Documentary: The Fruitless Tree (L'Arbre sans fruit)
Winner of the 2016 Africa Movie Academy Awards (AMAA) Documentary Prize.
The Fruitless Tree by Aïcha Macky: Woman among mothers, an analysis by Olivier Barlet (Source: Africultures. Translated from French by Beti Ellerson).
Aïcha Elhadj Macky was only five years old when her mother died after childbirth. It is this trauma that Aïcha, who is married, still without children, reconstructs in this film about infertility and its disorder. She starts with childbirth: the calm and the advice of the midwife, the fatigue of the mother, the arrival of the child. Then a spoken letter that refers back to it: "Dear Mother, behind the camera, I tremble throughout my body"; before concluding: "In my sleepless nights, your spirit guides my steps."
This film builds on the emotion of this personal implication, as an interrogation of society, a question posed to all of us. The task was not easy, as the subject remains taboo in Nigerien society. How to convince one to share? How to film a face that does not want to be seen? Aïcha Macky accomplishes this very well. With her small technical team, she has an eye for detail, the lighting, the mood. The camera, the editing, are of great tenderness. The testimonials are subtle conversations, where she displays the quality of attentiveness, of glances, of silences. It was necessary to have this level of sensitivity in order to show these very delicate issues in an environment where sex remains a taboo subject, where a woman does not have the right to go uncovered.

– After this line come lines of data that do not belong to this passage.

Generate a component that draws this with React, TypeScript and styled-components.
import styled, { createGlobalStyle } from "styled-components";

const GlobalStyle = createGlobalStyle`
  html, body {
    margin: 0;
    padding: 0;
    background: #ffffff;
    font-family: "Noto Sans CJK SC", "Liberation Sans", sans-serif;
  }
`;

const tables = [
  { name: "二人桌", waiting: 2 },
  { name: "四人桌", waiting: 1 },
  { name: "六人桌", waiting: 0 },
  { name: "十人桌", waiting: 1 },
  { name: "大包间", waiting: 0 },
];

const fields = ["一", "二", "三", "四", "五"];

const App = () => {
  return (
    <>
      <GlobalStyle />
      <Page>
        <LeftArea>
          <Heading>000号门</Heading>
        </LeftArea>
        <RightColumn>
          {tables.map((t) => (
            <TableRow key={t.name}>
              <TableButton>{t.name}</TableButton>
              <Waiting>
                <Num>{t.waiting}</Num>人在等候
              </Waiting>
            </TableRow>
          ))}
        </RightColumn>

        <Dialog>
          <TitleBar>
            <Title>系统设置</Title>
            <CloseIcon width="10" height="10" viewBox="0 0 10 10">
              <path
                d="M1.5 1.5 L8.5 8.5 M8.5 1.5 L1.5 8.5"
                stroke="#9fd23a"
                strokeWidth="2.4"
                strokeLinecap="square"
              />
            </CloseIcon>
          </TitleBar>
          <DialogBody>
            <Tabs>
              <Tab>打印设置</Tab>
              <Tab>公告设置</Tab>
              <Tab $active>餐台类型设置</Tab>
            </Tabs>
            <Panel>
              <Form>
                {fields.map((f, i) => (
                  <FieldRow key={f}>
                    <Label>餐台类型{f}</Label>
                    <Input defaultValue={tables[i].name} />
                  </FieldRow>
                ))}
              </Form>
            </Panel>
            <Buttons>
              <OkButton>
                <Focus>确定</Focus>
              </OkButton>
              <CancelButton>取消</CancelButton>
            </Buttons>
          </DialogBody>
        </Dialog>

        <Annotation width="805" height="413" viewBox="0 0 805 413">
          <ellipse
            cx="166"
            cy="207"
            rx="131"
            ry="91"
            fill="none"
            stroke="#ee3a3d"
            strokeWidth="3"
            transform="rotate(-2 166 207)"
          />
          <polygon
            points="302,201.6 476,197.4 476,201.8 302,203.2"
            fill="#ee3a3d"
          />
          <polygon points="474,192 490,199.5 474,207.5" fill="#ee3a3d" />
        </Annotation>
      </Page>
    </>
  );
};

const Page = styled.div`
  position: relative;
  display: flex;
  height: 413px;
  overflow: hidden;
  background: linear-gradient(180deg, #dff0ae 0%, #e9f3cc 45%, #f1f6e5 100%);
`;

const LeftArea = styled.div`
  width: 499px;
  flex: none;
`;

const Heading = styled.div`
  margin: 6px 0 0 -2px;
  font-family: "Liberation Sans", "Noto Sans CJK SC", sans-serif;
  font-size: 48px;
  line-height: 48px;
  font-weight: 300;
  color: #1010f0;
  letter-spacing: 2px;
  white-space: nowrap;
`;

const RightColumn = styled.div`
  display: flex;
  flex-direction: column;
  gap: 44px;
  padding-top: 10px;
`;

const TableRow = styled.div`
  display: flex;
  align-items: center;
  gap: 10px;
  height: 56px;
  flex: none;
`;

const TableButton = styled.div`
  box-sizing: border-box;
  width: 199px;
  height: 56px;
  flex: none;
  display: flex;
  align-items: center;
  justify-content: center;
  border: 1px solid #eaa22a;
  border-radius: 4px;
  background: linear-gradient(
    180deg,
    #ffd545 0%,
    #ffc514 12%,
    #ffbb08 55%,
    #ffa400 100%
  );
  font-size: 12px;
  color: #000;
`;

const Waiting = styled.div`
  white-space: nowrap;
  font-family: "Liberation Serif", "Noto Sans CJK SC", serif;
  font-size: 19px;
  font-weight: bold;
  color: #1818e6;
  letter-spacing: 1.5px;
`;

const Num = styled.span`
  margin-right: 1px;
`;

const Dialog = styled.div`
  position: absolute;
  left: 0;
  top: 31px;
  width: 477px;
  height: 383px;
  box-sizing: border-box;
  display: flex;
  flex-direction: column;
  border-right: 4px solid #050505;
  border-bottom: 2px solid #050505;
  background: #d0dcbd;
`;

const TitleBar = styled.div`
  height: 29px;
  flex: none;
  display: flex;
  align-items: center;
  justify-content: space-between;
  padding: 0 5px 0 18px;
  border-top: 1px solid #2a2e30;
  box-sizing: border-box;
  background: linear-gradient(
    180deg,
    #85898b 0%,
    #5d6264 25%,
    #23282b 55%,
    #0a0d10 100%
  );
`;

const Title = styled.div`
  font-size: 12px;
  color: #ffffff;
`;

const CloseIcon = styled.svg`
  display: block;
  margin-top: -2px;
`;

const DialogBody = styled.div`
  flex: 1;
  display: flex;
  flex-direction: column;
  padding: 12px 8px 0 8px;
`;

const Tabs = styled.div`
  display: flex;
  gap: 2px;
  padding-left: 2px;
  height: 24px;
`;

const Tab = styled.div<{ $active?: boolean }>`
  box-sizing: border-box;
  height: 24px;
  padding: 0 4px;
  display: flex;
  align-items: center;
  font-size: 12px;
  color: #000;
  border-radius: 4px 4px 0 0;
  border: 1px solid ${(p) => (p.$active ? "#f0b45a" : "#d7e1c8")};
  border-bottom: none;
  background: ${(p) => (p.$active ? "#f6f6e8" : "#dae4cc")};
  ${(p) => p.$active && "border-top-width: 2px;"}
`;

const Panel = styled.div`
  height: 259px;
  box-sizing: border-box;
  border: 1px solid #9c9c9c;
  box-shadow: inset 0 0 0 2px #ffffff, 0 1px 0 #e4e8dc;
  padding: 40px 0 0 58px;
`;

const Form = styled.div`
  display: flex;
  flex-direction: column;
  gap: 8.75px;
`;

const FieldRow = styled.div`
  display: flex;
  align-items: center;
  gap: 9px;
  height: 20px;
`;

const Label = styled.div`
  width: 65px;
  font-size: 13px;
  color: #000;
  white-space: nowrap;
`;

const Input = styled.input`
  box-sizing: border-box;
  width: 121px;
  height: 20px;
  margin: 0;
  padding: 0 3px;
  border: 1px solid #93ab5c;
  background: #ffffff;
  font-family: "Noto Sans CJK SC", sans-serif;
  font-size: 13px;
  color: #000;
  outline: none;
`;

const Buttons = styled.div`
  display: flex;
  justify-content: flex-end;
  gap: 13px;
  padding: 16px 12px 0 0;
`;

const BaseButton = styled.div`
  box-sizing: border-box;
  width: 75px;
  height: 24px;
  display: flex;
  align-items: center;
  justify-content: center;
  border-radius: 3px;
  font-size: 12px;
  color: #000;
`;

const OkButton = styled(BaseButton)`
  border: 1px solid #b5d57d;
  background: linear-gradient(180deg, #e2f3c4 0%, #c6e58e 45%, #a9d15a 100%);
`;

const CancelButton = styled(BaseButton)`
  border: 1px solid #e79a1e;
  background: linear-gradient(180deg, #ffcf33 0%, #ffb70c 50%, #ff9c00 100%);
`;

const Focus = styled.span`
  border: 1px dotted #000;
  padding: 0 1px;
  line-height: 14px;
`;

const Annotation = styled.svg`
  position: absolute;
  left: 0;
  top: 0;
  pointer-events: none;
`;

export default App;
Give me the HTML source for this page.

… Must one have a child in order to accomplish her personal life as a woman? For Aïcha, who is labeled as a "tree without fruit," it was with this film that she could assert herself above all as a woman among mothers—a place that requires courage and determination, but that will give courage to the many women confronted with men’s indifference towards their suffering, the suspicion and rejection of husbands and their families, the taking of co-wives to ensure fertility... Women's rights are perceptively discussed, clearly but without a banner, notably through the comments of an imam at the Islamic school who encourages pursuing a divorce if the marriage does not lead to the woman’s enjoyment and pleasure in the same way it does for the man, and to file a grievance to the religious leaders in the case of refusal.
This is the unspoken that Aïcha confronts head-on. She is not satisfied to only denounce the plight of women who are rejected because of infertility; on the basis of the testimony of those who fight for their dignity, she demands the ability to control one’s own destiny. This film, hence, is a project; not only to correct these practices, but also and above all to tell through word and image; and in this way to speak to the world and contribute to change.